Wednesday, 24 August 2011 – In the morning I downloaded the instruments from the mooring, reset them, then built a new mooring to stay out for the winter. By the early afternoon, the wind had dropped, so we ventured back into the sound to deploy the mooring. This time, we set it up so we just needed to flake out the mooring behind us and cut a single line to release the anchor. We only needed to slow down, not stop. As soon as it was deployed, we headed back to Pangurtung for a crew change.

Friday, 26 August 2011 – I finally got a day to do CTD casts in one location (I'd been asking to do this since I arrived on board). The casts took about 12 minutes each and I did one on the hour for 12 hours. I'm hoping this will give me a good idea of how the water changes over a tidal cycle.
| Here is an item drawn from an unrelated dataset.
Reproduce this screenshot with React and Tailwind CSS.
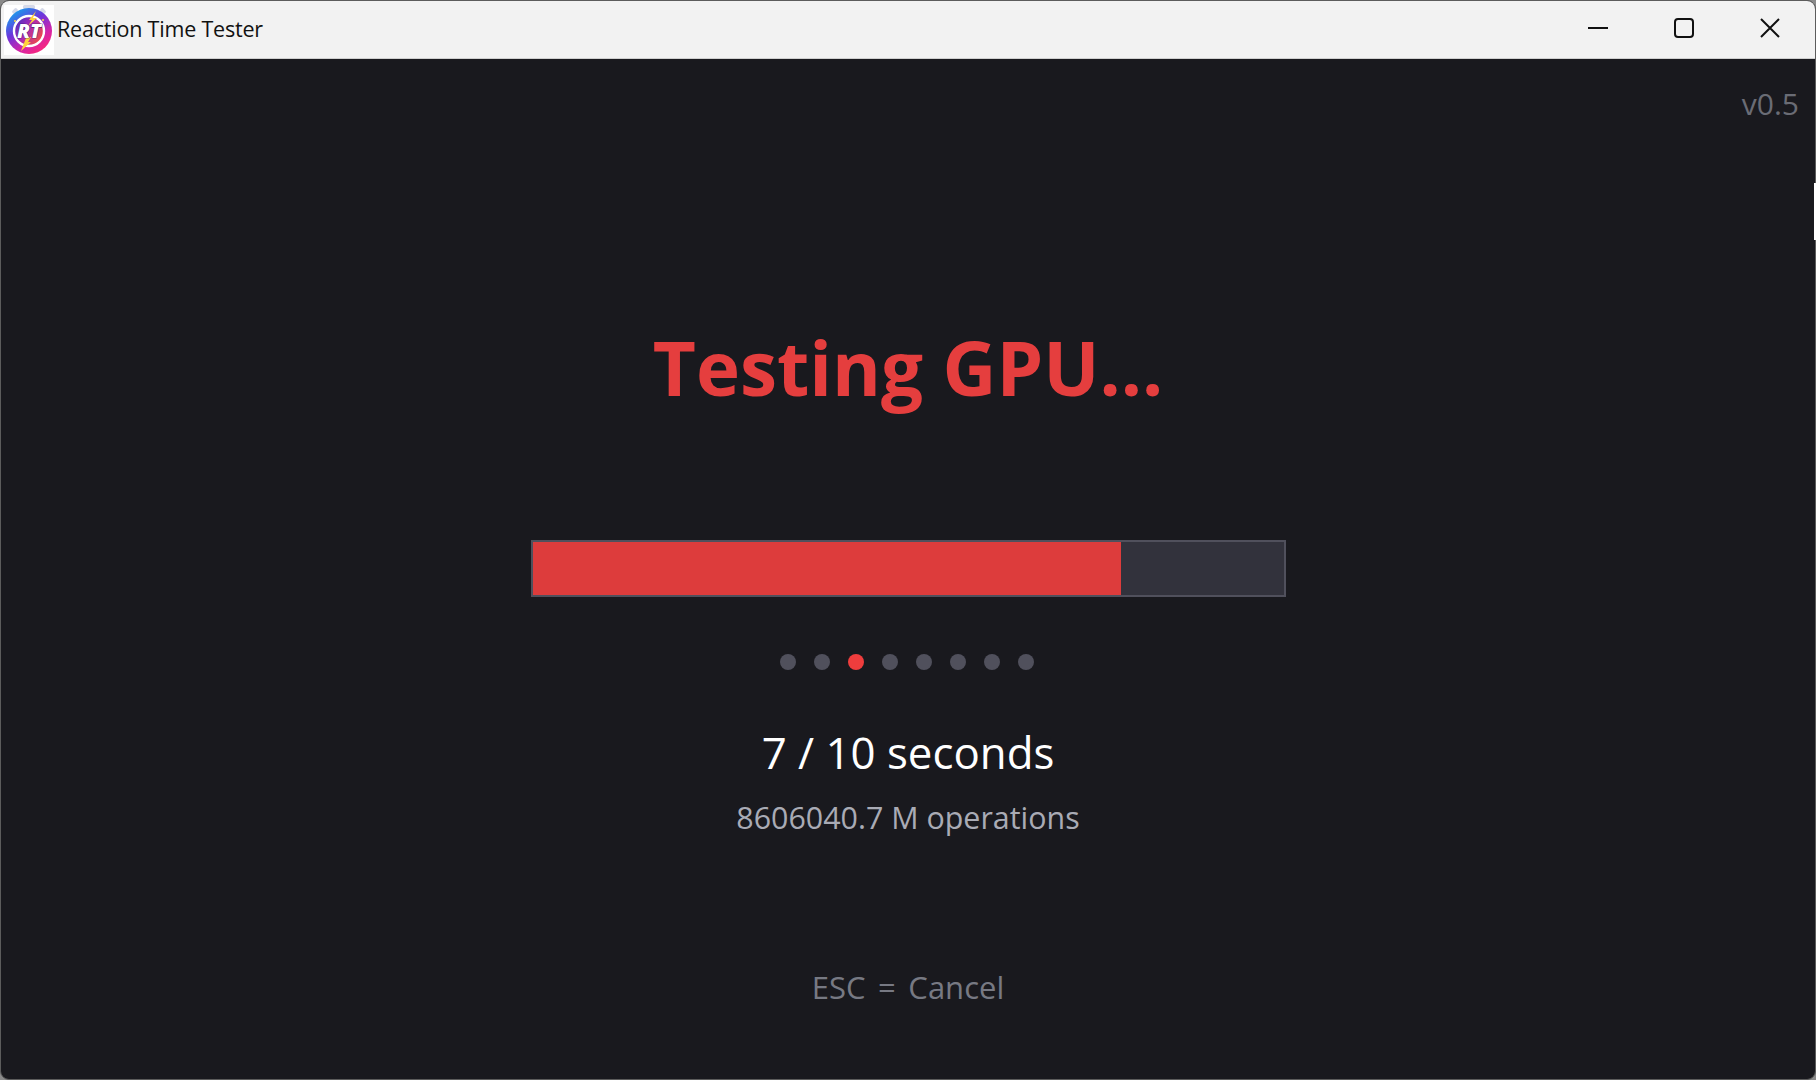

Saturday, 27 August 2011 – my second to last day fishing. A private yacht had ventured into the sound so its rich owners could tour around. As we were the only other ship around, the two captains started talking, which resulted in an invite for the yacht owners to come watch us fish and maybe see greenland sharks. At the most awkward point in the fishing, the yacht owners including their two young daughters showed up to watch. Not one of them was wearing a life jacket – it was kinda scary watching the little kids climb out of their zodiac and onto the ship without one (we always wore life jackets on deck). It felt kinda like we were in a zoo as the rich folks photographed us working. The kids quickly started to feel seasick as the ship was drifting. Fortunately, we caught a shark so they could take a look and then head home to their fancy yacht.

Sunday, 28 August 2011. After a final round of fishing, we returned to Pangurtung. I spent the night at the lodge and headed home the next morning.